Story by RAFE MIDDEKE
Messenger staff


By any measure, Memoirs and Memories — a review of the parish history of the former St. Patrick Parish in East St. Louis — is a unique journalistic venture and achievement. It will never be a parish history template. It will remain unique.

For author Lorraine LaChance the original intention to write a booklet and update the parish’s history, which was founded in 1862 and suppressed in 2006, evolved into an 18-month labor of love documenting the faith journeys of the parish and parishioners.

It is also a journal of her own faith journey rooted in the parish which was her spiritual home for 74 years.

Lorraine was 4 years old when in 1932 her family moved into St. Patrick’s Parish, and a few years later into the house on 34th St. in the shadows of St. Patrick’s, where she continues to live.

For 63 years, beginning at the age of 15 she was the parish’s organist, although she had played for funerals, weddings, Benedictions and other events beginning in the 5th grade. The parish’s musical history, its dramatic changes after Vatican Council II and the demographic change from a predominantly Irish parish into a predominantly black one presented challenges for the parish’s music director.

Memoirs and Memories is not predominantly a history of the parish as an institution, with a bit of human interest tossed into the mix. There is human interest galore in this history/scrapbook/photo album work of love.
The parish’s history is not shortchanged. The first 81 pages recount the parish’s development, sites, and dramatic changes. Included are copies of newspaper articles, official letters, and the pastor’s handwritten one-page 1930s end-of-year parish histories.

The history also notes the contributions and impact of a number of parishioners and organizations — a recognition of the parish community as the people of God.

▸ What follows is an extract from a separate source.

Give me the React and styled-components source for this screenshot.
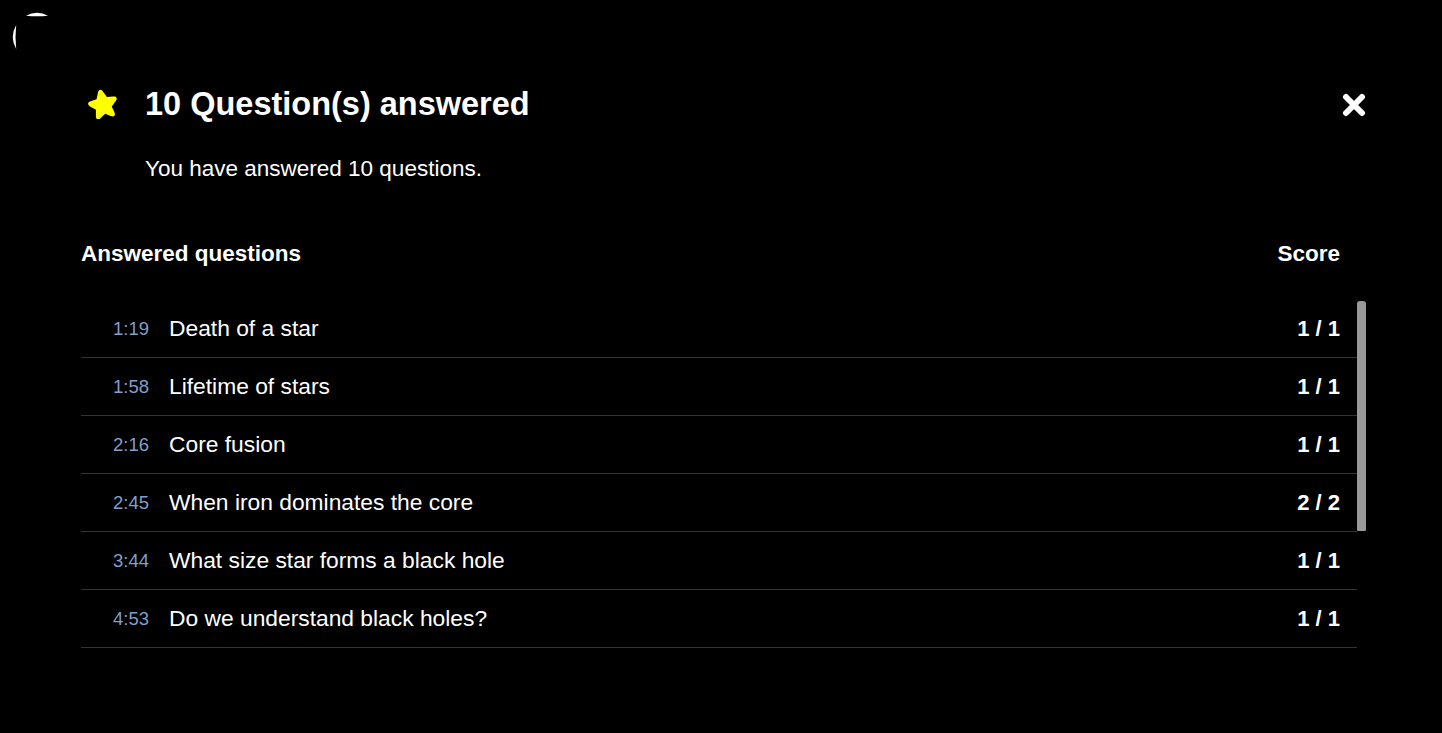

Inclusion is a hallmark of Memoirs and a tribute to Lorraine’s commitment to honesty and integrity.
The early pages of the history include the reproduction of an anti-German flyer distributed during parishioners’ bitter rejection of the appointment of a German pastor for the-then 800 Irish parish family. After several years of excommunications and appeals, the Apostolic Delegate ordered the lifting of excommunications and the appointment of an Irish pastor. Noted, too, is the misappropriation of funds in 2004.

A watershed 1961 parish directory listing the over 700 parish families is reproduced. By the end of the decade more than half of the families had moved out of the parish boundaries.

The uniqueness of the Memoirs is the fact it doesn’t end with a detailed parish history. Histories are often tunnel-visioned and ideologically harnessed. Memoirs is not.

The real inclusiveness is its humanity — which spills literally from parishioners’ hearts and souls, painting a picture of a community on a journey of faith. This is the living history of the body of Christ that was St. Patrick’s for 144 years.
After sections on sacramental rites, school faculties, and graduating classes dating to 1932, pages are devoted to the parish’s history of music, recalling Lorraine’s 63 years as the parish’s organist and since her late teens choir director.
The 47-page “Parishioners’ Potpourri” recognizes in personal histories all of St. Pat’s parishioners on the parish roll at the end of 2005, including their years of membership.

With 74 years, Lorraine is by far the longest continuing member. She received her B.A. in Math from the former LeClerc College in Belleville and an M.A. in Elementary Education from St. Louis University. Her 37-year education career included teaching at St. Mary’s in Belleville, the Adult Education Center in East St. Louis, and for the last 12 years, before retiring in 1987, as a math teacher at East St. Louis Senior High School.

A “Do you remember” section recalls many a personal memory ranging across the entire spectrum of human experience and emotion.

Paragraphs on pages 80 and 183 document Lorraine’s sad goodbye. Now her memories replace three quarters of a century of a journey of faith in a parish community.